◆ OBJECTIVE:
Search the data below for the word "components" and copy each line that holds it.

◆ RECORDED INFORMATION:

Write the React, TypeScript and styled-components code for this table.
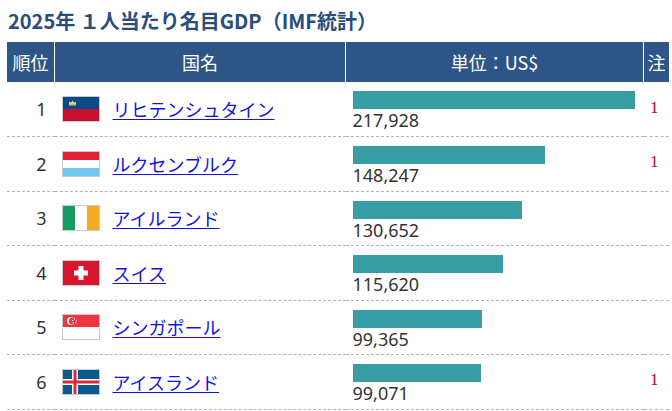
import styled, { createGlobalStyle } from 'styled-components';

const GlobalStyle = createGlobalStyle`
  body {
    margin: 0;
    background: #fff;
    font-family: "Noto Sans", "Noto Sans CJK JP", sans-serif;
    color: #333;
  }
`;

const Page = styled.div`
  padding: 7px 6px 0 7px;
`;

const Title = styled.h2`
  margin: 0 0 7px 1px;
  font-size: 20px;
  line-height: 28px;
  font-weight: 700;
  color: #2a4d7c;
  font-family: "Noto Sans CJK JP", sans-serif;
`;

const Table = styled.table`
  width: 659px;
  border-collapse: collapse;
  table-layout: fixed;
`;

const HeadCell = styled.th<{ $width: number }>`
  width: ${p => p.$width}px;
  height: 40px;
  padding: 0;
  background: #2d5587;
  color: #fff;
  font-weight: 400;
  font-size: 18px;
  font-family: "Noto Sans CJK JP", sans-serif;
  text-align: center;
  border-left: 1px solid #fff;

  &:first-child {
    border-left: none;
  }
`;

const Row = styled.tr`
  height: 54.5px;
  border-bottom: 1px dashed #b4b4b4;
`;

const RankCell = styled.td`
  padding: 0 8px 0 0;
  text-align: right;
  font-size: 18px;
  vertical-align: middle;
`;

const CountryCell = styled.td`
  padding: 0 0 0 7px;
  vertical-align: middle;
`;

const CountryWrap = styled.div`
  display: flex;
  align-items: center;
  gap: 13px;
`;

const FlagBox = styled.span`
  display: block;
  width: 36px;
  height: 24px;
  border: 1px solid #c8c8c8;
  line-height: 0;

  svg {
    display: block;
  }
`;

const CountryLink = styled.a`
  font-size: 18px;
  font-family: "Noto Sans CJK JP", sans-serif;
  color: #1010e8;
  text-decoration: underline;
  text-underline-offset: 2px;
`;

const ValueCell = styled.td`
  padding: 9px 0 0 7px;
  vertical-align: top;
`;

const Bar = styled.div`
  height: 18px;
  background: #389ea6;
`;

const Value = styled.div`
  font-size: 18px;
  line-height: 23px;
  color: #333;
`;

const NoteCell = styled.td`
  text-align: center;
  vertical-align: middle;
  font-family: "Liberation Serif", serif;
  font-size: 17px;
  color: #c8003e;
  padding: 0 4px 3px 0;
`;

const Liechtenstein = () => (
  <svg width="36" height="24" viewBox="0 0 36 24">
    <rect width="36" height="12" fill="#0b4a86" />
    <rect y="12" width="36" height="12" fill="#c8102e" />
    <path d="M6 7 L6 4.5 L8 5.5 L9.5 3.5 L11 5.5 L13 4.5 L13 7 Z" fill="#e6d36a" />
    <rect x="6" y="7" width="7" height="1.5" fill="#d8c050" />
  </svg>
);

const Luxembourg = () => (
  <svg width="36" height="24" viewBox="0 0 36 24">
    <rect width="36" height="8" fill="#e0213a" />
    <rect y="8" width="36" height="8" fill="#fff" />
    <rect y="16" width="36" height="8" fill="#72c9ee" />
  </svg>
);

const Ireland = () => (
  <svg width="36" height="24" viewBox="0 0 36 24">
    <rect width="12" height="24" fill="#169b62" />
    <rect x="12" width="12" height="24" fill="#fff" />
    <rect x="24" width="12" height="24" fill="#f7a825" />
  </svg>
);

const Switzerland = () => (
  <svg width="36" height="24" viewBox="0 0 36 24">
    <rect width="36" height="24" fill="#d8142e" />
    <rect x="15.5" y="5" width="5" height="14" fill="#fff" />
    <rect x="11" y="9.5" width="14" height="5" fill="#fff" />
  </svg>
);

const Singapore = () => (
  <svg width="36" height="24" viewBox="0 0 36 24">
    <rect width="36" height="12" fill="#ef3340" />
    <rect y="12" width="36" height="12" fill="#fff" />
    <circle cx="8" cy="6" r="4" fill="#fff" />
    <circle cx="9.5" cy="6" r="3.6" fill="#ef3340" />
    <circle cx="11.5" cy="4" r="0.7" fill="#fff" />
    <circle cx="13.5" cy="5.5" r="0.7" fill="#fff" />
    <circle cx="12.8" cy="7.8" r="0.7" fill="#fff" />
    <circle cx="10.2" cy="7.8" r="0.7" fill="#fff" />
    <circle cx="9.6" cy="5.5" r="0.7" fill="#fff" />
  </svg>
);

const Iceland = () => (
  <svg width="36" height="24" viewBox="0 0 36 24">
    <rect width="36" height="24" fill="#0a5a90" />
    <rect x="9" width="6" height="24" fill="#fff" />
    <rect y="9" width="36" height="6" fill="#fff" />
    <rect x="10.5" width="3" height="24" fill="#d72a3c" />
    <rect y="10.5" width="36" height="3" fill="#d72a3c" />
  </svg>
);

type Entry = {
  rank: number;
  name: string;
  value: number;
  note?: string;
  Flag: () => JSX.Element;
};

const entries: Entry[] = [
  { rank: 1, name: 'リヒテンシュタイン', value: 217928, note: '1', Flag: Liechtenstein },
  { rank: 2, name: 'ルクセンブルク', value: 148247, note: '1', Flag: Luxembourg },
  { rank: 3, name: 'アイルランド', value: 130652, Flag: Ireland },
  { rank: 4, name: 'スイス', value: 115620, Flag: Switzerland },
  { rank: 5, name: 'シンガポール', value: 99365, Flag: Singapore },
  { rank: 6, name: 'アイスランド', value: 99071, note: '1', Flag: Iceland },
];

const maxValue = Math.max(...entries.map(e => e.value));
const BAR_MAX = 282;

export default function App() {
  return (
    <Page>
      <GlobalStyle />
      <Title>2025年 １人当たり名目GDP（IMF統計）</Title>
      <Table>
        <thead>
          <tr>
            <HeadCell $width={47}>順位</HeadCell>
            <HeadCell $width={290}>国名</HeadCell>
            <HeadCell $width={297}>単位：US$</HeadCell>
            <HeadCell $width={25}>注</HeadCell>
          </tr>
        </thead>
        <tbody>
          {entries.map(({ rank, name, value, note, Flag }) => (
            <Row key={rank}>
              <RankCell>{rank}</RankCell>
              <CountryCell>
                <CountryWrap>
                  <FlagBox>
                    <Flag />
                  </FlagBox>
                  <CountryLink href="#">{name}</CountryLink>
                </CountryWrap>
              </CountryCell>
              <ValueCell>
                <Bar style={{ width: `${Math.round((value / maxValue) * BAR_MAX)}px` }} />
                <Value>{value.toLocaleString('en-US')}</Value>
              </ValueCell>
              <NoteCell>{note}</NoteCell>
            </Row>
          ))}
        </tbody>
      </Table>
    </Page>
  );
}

◆ WRITTEN SOLUTION:
Write the React, TypeScript and styled-components code for this table.
import styled, { createGlobalStyle } from 'styled-components';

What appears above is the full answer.